The two differing campaign strategies reinforce one another, meaning that party unity may in fact be quite strong. They converge to consistently preserve a central message—that the Muslim refugee population of over 1 million must be contained. Regardless of whether the party spewed fascist rhetoric just to get more votes or truly plans to implement radical policies, its leaders have uniformly strong convictions to exert sustained pressure against the dominant parties and partially undo what Merkel has done in her past four terms — namely increasing Germany’s fiscal responsibilities in the EU and increasing refugee inflow.

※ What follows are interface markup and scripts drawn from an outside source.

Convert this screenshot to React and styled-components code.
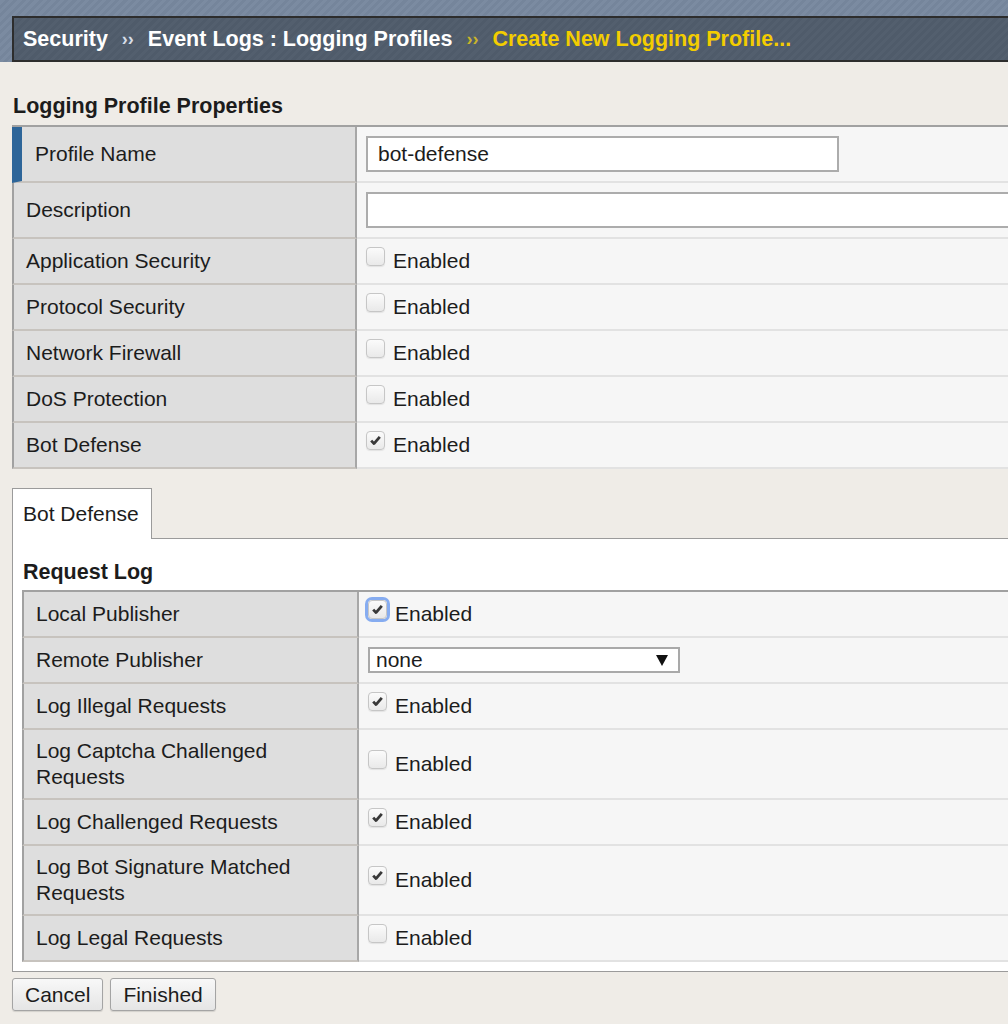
import React from "react";
import styled, { createGlobalStyle } from "styled-components";

const topRows = [
  { label: "Application Security", checked: false },
  { label: "Protocol Security", checked: false },
  { label: "Network Firewall", checked: false },
  { label: "DoS Protection", checked: false },
  { label: "Bot Defense", checked: true },
];

const requestRows = [
  { label: "Log Illegal Requests", checked: true },
  { label: "Log Captcha Challenged Requests", checked: false, tall: true },
  { label: "Log Challenged Requests", checked: true },
  { label: "Log Bot Signature Matched Requests", checked: true, tall: true },
  { label: "Log Legal Requests", checked: false },
];

const CheckBox = ({ checked, focused }) => (
  <Box $focused={focused}>
    {checked && (
      <svg width="13" height="13" viewBox="0 0 13 13">
        <path d="M2.2 6.6 L5 9.6 L10.8 2.8" fill="none" stroke="#383838" strokeWidth="2.8" strokeLinejoin="round" />
      </svg>
    )}
  </Box>
);

const Enabled = ({ checked, focused }) => (
  <Check>
    <CheckBox checked={checked} focused={focused} />
    <span>Enabled</span>
  </Check>
);

const App = () => {
  return (
    <Page>
      <GlobalStyle />
      <Header>
        <Crumbs>
          <span>Security</span>
          <Sep>››</Sep>
          <span>Event Logs : Logging Profiles</span>
          <Sep $current>››</Sep>
          <Current>Create New Logging Profile...</Current>
        </Crumbs>
      </Header>

      <Content>
        <SectionTitle>Logging Profile Properties</SectionTitle>
        <Table>
          <Row $h={56}>
            <Label $marker>Profile Name</Label>
            <Value>
              <TextInput $w={473}>bot-defense</TextInput>
            </Value>
          </Row>
          <Row $h={56}>
            <Label>Description</Label>
            <Value>
              <TextInput $w={720} />
            </Value>
          </Row>
          {topRows.map(r => (
            <Row key={r.label} $h={46}>
              <Label>{r.label}</Label>
              <Value>
                <Enabled checked={r.checked} />
              </Value>
            </Row>
          ))}
        </Table>

        <TabStrip>
          <Tab>Bot Defense</Tab>
          <TabFill />
        </TabStrip>
        <Panel>
          <PanelTitle>Request Log</PanelTitle>
          <Table $inner>
            <Row $h={46} $inner>
              <Label $inner>Local Publisher</Label>
              <Value>
                <Enabled checked focused />
              </Value>
            </Row>
            <Row $h={46} $inner>
              <Label $inner>Remote Publisher</Label>
              <Value>
                <Select>
                  <span>none</span>
                  <svg width="12" height="11" viewBox="0 0 12 11">
                    <polygon points="0,0 12,0 6,11" fill="#111" />
                  </svg>
                </Select>
              </Value>
            </Row>
            {requestRows.map(r => (
              <Row key={r.label} $h={r.tall ? 70 : 46} $inner>
                <Label $inner>{r.label}</Label>
                <Value>
                  <Enabled checked={r.checked} />
                </Value>
              </Row>
            ))}
          </Table>
        </Panel>

        <Buttons>
          <Button>Cancel</Button>
          <Button>Finished</Button>
        </Buttons>
      </Content>
    </Page>
  );
};

export default App;

const GlobalStyle = createGlobalStyle`
  html, body {
    margin: 0;
    padding: 0;
    background: #efece7;
    overflow: hidden;
  }
  body {
    font-family: "Liberation Sans", Arial, Helvetica, sans-serif;
    font-size: 21px;
    color: #1c1c1c;
  }
`;

const Page = styled.div`
  width: 1008px;
  min-height: 1024px;
  overflow: hidden;
  background: #efece7;
`;

const Header = styled.div`
  padding: 16px 0 0 12px;
  background: repeating-linear-gradient(
    -45deg,
    #75859b 0 3px,
    #7b8ba1 3px 6px
  );
`;

const Crumbs = styled.div`
  height: 42px;
  display: flex;
  align-items: center;
  gap: 14px;
  padding-left: 9px;
  border: 2px solid #2d2d2d;
  border-right: none;
  background: repeating-linear-gradient(
    -45deg,
    #4f5b6a 0 3px,
    #535f6e 3px 6px
  );
  color: #ffffff;
  font-weight: bold;
  font-size: 21.5px;
  white-space: nowrap;
`;

const Sep = styled.span`
  font-size: 18px;
  color: ${p => (p.$current ? "#c9b42a" : "#d6dde8")};
`;

const Current = styled.span`
  color: #f3cd00;
`;

const Content = styled.div`
  padding: 32px 0 0 12px;
`;

const SectionTitle = styled.div`
  font-weight: bold;
  font-size: 21.5px;
  line-height: 24px;
  margin-bottom: 7px;
  padding-left: 1px;
`;

const Table = styled.div`
  border-top: 2px solid #a1a1a1;
  margin-left: ${p => (p.$inner ? "9px" : "0")};
`;

const Row = styled.div`
  display: grid;
  grid-template-columns: ${p => (p.$inner ? "337px" : "345px")} 1fr;
  height: ${p => p.$h}px;
`;

const Label = styled.div`
  display: flex;
  align-items: center;
  padding: 0 44px 0 ${p => (p.$marker ? "13px" : "12px")};
  background: #dedede;
  border-left: ${p => (p.$marker ? "10px solid #2d6599" : "2px solid #a1a1a1")};
  border-right: 2px solid #a7a7a7;
  border-bottom: 2px solid #c7c3be;
  line-height: 26px;
`;

const Value = styled.div`
  display: flex;
  align-items: center;
  min-width: 0;
  overflow: hidden;
  padding-left: 9px;
  background: #f6f6f6;
  border-bottom: 2px solid #e2e2e2;
`;

const TextInput = styled.div`
  box-sizing: border-box;
  width: ${p => p.$w}px;
  height: 36px;
  flex-shrink: 0;
  display: flex;
  align-items: center;
  padding-left: 10px;
  background: #ffffff;
  border: 2px solid #acacac;
`;

const Check = styled.div`
  display: flex;
  align-items: center;
  gap: 8px;
`;

const Box = styled.span`
  box-sizing: border-box;
  width: 19px;
  height: 19px;
  margin-bottom: 9px;
  display: flex;
  align-items: center;
  justify-content: center;
  border: 1px solid #c6c6c6;
  border-radius: 4px;
  background: linear-gradient(#fbfbfb, #e9e9e9);
  box-shadow: ${p =>
    p.$focused ? "0 0 0 3px #86acf0" : "0 1px 1px rgba(0, 0, 0, 0.08)"};
`;

const TabStrip = styled.div`
  display: flex;
  margin-top: 19px;
  height: 51px;
`;

const Tab = styled.div`
  display: flex;
  align-items: center;
  padding: 0 12px 0 10px;
  background: #ffffff;
  border: 1px solid #9b9b9b;
  border-bottom: none;
`;

const TabFill = styled.div`
  flex: 1;
  border-bottom: 1px solid #9b9b9b;
`;

const Panel = styled.div`
  background: #ffffff;
  border-left: 1px solid #9b9b9b;
  border-bottom: 1px solid #9b9b9b;
  padding: 21px 0 9px 0;
`;

const PanelTitle = styled.div`
  font-weight: bold;
  font-size: 21.5px;
  line-height: 24px;
  margin: 0 0 6px 10px;
`;

const Select = styled.div`
  box-sizing: border-box;
  width: 312px;
  height: 26px;
  display: flex;
  align-items: center;
  justify-content: space-between;
  padding: 0 10px 0 6px;
  background: #ffffff;
  border: 2px solid #a9a9a9;
`;

const Buttons = styled.div`
  display: flex;
  gap: 7px;
  margin-top: 6px;
`;

const Button = styled.div`
  box-sizing: border-box;
  height: 33px;
  display: flex;
  align-items: center;
  padding: 0 12px;
  border: 1px solid #a4a4a4;
  border-radius: 3px;
  background: linear-gradient(#f8f8f8, #e5e5e5);
  box-shadow: 0 1px 1px rgba(0, 0, 0, 0.12);
`;
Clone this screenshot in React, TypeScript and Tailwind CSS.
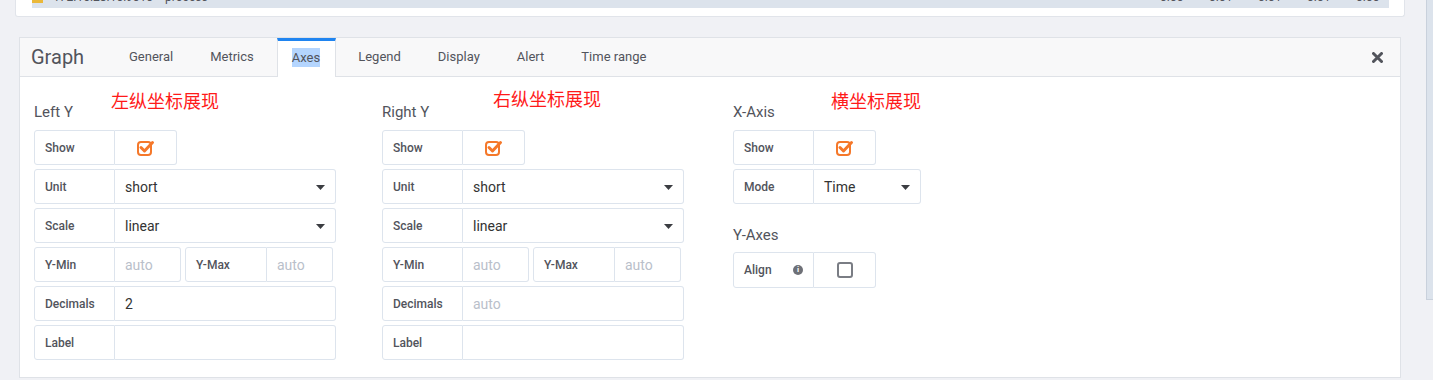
import React from "react";

const FONT = { fontFamily: "Roboto, 'Noto Sans CJK SC', sans-serif" };

function Check() {
  return (
    <svg width="20" height="18" viewBox="0 0 20 18">
      <rect x="2" y="3" width="13" height="13" rx="3" fill="none" stroke="#f5782a" strokeWidth="2" />
      <path d="M5 8.5 L8.5 12 L16.5 3.5" fill="none" stroke="#f5782a" strokeWidth="3" strokeLinecap="round" strokeLinejoin="round" />
    </svg>
  );
}

function Caret() {
  return (
    <svg width="9" height="5" viewBox="0 0 9 5">
      <path d="M0 0 L9 0 L4.5 5 Z" fill="#3b3d42" />
    </svg>
  );
}

function Label({ children, w = "w-[81px]" }: { children: React.ReactNode; w?: string }) {
  return (
    <div className={`${w} h-full shrink-0 border border-[#dde4ed] rounded-l-[3px] flex items-center pl-[10px] text-[12px] font-medium text-[#52545c]`}>
      {children}
    </div>
  );
}

function ShowRow() {
  return (
    <div className="flex h-[35px] w-[143px] mb-[4px]">
      <Label>Show</Label>
      <div className="flex-1 h-full border-y border-r border-[#dde4ed] rounded-r-[3px] flex items-center justify-center">
        <Check />
      </div>
    </div>
  );
}

function SelectRow({ label, value, w }: { label: string; value: string; w: string }) {
  return (
    <div className={`flex h-[35px] ${w} mb-[4px]`}>
      <Label>{label}</Label>
      <div className="flex-1 h-full border-y border-r border-[#dde4ed] rounded-r-[3px] flex items-center pl-[10px] pr-[10px] pt-[1px] justify-between text-[14px] text-[#333]">
        <span>{value}</span>
        <Caret />
      </div>
    </div>
  );
}

function InputRow({ label, value, placeholder }: { label: string; value?: string; placeholder?: string }) {
  return (
    <div className="flex h-[35px] w-[302px] mb-[4px]">
      <Label>{label}</Label>
      <div className="flex-1 h-full border-y border-r border-[#dde4ed] rounded-r-[3px] flex items-center pl-[10px] pt-[1px] text-[14px]">
        {value ? <span className="text-[#333]">{value}</span> : placeholder ? <span className="text-[#b9c0ca]">{placeholder}</span> : null}
      </div>
    </div>
  );
}

function MinMaxRow() {
  return (
    <div className="flex h-[35px] w-[302px] mb-[4px] gap-[4px]">
      <div className="flex h-full w-[147px]">
        <Label>Y-Min</Label>
        <div className="flex-1 h-full border-y border-r border-[#dde4ed] rounded-r-[3px] flex items-center pl-[10px] pt-[1px] text-[14px] text-[#b9c0ca]">auto</div>
      </div>
      <div className="flex h-full w-[148px]">
        <Label w="w-[82px]">Y-Max</Label>
        <div className="flex-1 h-full border-y border-r border-[#dde4ed] rounded-r-[3px] flex items-center pl-[10px] pt-[1px] text-[14px] text-[#b9c0ca]">auto</div>
      </div>
    </div>
  );
}

function Heading({ title, note, w, noteMt }: { title: string; note: string; w: string; noteMt: string }) {
  return (
    <div className="flex h-[53px]">
      <div className={`${w} shrink-0 pt-[26px] text-[15px] leading-[18px] text-[#52545c]`}>{title}</div>
      <div className={`${noteMt} text-[18px] leading-[24px] text-[#ff1a1a]`}>{note}</div>
    </div>
  );
}

export default function App() {
  const tabs = ["General", "Metrics", "Axes", "Legend", "Display", "Alert", "Time range"];
  return (
    <div style={FONT} className="w-[1433px] h-[380px] bg-[#f0f1f5] overflow-hidden flex">
      <div className="w-[1426px] shrink-0">
        {/* top panel remnant */}
        <div className="ml-[15px] w-[1390px] h-[17px] bg-white border-b border-x border-[#e1e4ea] rounded-b-[3px] overflow-hidden">
          <div className="mt-[-14px] ml-[16px] w-[1357px] h-[22px] bg-[#dce3ec] flex items-center text-[12px] leading-[14px] text-[#52545c]">
            <span className="w-[11px] h-[11px] bg-[#eab839] mr-[10px]" />
            <span className="mr-[12px]">172.16.28.10:9010</span>
            <span>process</span>
            <div className="flex-1" />
            <span className="w-[49px]">0.00</span>
            <span className="w-[49px]">0.01</span>
            <span className="w-[49px]">0.01</span>
            <span className="w-[49px]">0.01</span>
            <span className="w-[33px]">0.00</span>
          </div>
        </div>

        {/* editor */}
        <div className="mt-[20px] ml-[19px] w-[1382px] border border-[#dfe2e7] bg-white">
          <div className="h-[39px] bg-[#f8f8f9] border-b border-[#dfe2e7] flex items-end pl-[11px] pr-[17px]">
            <div className="self-center text-[20px] text-[#52545c] w-[83px]">Graph</div>
            <div className="flex gap-[7px] h-full items-end">
              {tabs.map((t) =>
                t === "Axes" ? (
                  <div key={t} className="h-[39px] mb-[-1px] ml-[1px] bg-white border-x border-[#dfe2e7] border-t-[3px] border-t-[#1f84f0] pl-[14px] pr-[15px] pb-[3px] flex items-center text-[13px] text-[#52545c]">
                    <span className="bg-[#b4d5fe] leading-[19px]">{t}</span>
                  </div>
                ) : (
                  <div key={t} className="h-[39px] border-x border-transparent px-[14px] flex items-center text-[13px] text-[#52545c]">
                    {t}
                  </div>
                )
              )}
            </div>
            <div className="flex-1" />
            <div className="self-center">
              <svg width="11" height="11" viewBox="0 0 11 11">
                <path d="M1.5 1.5 L9.5 9.5 M9.5 1.5 L1.5 9.5" stroke="#52545c" strokeWidth="3" strokeLinecap="round" />
              </svg>
            </div>
          </div>

          <div className="flex pl-[14px] pb-[13px]">
            <div className="w-[348px]">
              <Heading title="Left Y" note="左纵坐标展现" w="w-[77px]" noteMt="mt-[13px]" />
              <ShowRow />
              <SelectRow label="Unit" value="short" w="w-[302px]" />
              <SelectRow label="Scale" value="linear" w="w-[302px]" />
              <MinMaxRow />
              <InputRow label="Decimals" value="2" />
              <InputRow label="Label" />
            </div>
            <div className="w-[351px]">
              <Heading title="Right Y" note="右纵坐标展现" w="w-[111px]" noteMt="mt-[11px]" />
              <ShowRow />
              <SelectRow label="Unit" value="short" w="w-[302px]" />
              <SelectRow label="Scale" value="linear" w="w-[302px]" />
              <MinMaxRow />
              <InputRow label="Decimals" placeholder="auto" />
              <InputRow label="Label" />
            </div>
            <div className="flex-1">
              <Heading title="X-Axis" note="横坐标展现" w="w-[98px]" noteMt="mt-[13px]" />
              <ShowRow />
              <SelectRow label="Mode" value="Time" w="w-[188px]" />
              <div className="pt-[18px] pb-[8px] text-[15px] leading-[18px] text-[#52545c]">Y-Axes</div>
              <div className="flex h-[36px] w-[143px]">
                <Label>
                  <span className="flex-1">Align</span>
                  <span className="mr-[10px] w-[10px] h-[10px] rounded-full bg-[#6e7077] text-white text-[8px] font-bold leading-[10px] text-center">i</span>
                </Label>
                <div className="flex-1 h-full border-y border-r border-[#dde4ed] rounded-r-[3px] flex items-center justify-center">
                  <div className="w-[16px] h-[16px] rounded-[3px] border-2 border-[#7a7d84]" />
                </div>
              </div>
            </div>
          </div>
        </div>
      </div>
      <div className="w-[7px] h-[300px] bg-[#dce3ec] border-l border-b border-[#c9d1dc]" />
    </div>
  );
}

But even if AfD splits into sub-factions, it’s still the third largest party in the Bundestag. Its entry into the parliament alone means that mainstream parties have lost seats and votes. Party systems will become increasingly fragmented—the parliament would be dominated by a few medium-sized rather than big parties. In this environment AfD could become highly influential in legislative passage like the UKIP was on the Brexit Referendum, even if it holds just 10-15% of votes.

This is not to suggest that a German equivalent of Brexit is inevitable. Regardless of the state of its unity, AfD’s platform and Euroskeptic stance put it at odds with Merkel and all that she stands for. At the very least AfD would still be an obstructive force to the plans of the Social and Christian Democratic Unions. Being the firm chancellor that she is, Merkel has pledged in her most recent press release to address the needs of working class voters who turned to AfD and commented that she will not make concessions to the far-right party that will diminish Germany’s multiculturalism and role in the EU. One thing is for certain—her job has only gotten harder.